The type is Spectrum with seventy-two point Felix Titling for the display printed in two colors on Japanese gasen-shi. Each text page, from the opening fly to the last poem, is inhabited by an ensō or emp­ty circle. The ensō, an image common to Zen Buddhist art, can mean many things: everything, nothing, unity, the moon or even a rice cake. In this text, the ensō grows in size on each subsequent page, giving the reader the impression of passing through the center of the ensō to the other side. The handmade paper covers are Egyptian tow flax from Cave Paper in Minneapolis, Minnesota and no longer available.
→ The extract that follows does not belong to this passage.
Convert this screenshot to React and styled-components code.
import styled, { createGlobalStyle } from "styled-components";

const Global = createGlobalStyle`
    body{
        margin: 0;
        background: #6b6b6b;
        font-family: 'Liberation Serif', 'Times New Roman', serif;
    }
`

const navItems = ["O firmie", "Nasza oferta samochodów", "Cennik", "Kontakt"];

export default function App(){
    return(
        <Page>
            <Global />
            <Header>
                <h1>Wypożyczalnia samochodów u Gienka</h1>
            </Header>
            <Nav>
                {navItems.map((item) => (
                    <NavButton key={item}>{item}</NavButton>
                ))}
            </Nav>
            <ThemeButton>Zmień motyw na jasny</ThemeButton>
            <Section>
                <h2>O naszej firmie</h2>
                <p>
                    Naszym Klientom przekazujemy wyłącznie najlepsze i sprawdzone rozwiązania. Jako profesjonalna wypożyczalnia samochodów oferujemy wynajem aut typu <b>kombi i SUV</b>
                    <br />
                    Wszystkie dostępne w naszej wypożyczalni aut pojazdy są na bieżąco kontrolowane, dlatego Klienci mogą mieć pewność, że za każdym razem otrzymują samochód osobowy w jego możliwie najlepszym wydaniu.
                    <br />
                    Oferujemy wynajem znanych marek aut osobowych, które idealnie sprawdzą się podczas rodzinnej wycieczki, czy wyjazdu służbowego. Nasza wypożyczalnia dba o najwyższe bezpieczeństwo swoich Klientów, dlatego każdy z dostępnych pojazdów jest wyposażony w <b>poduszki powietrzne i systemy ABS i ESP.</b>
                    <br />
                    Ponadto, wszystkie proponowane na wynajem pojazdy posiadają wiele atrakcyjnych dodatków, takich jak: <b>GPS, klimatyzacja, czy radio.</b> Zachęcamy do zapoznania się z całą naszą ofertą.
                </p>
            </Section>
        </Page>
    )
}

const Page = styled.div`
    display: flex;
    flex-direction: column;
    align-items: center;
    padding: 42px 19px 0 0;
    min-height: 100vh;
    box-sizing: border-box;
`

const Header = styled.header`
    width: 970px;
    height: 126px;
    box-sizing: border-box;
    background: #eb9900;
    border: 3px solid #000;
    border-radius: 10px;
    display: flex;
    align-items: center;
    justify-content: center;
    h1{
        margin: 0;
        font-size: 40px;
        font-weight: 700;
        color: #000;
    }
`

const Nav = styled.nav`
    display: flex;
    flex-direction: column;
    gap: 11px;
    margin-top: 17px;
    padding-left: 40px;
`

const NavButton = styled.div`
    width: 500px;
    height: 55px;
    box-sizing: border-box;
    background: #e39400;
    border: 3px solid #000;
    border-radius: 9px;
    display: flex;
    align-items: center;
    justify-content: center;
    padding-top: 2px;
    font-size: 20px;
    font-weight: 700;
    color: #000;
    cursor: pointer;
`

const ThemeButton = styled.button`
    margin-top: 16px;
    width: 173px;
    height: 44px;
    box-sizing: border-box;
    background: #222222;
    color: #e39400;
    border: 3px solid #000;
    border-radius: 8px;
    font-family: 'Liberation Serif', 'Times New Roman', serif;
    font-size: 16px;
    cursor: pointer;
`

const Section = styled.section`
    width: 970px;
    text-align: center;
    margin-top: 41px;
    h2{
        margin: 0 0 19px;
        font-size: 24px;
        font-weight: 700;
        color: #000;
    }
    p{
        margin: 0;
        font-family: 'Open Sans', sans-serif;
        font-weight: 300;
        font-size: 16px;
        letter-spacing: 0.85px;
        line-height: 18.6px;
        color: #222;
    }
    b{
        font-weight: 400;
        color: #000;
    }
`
The kanji on each cover was done by hand in sumi ink by David Brock. The kanji reads ‘sanzendo,’ and while not idiomatic Japanese, can be read to mean: the Zen meditation hall itself; sitting in meditation in the hall; and/or the periodic question-and-answer session that takes place between Zen student and teacher. The book structure is modeled after ledger books or chō-men, in common use throughout Japan particularly during the Edo period (1603-1868). They were sewn at one short end and kept handy by hanging the book on the wall from its sewn end. The structure for Burn Down the Zendo repeats this historical model and is meant to be hung on the wall as well. Each book is housed in an acrylic slipcase.

There are 110 signed and numbered copies in the edition with 10 lettered hors commerce. 5.75 inches by 15 inches. 13 pages.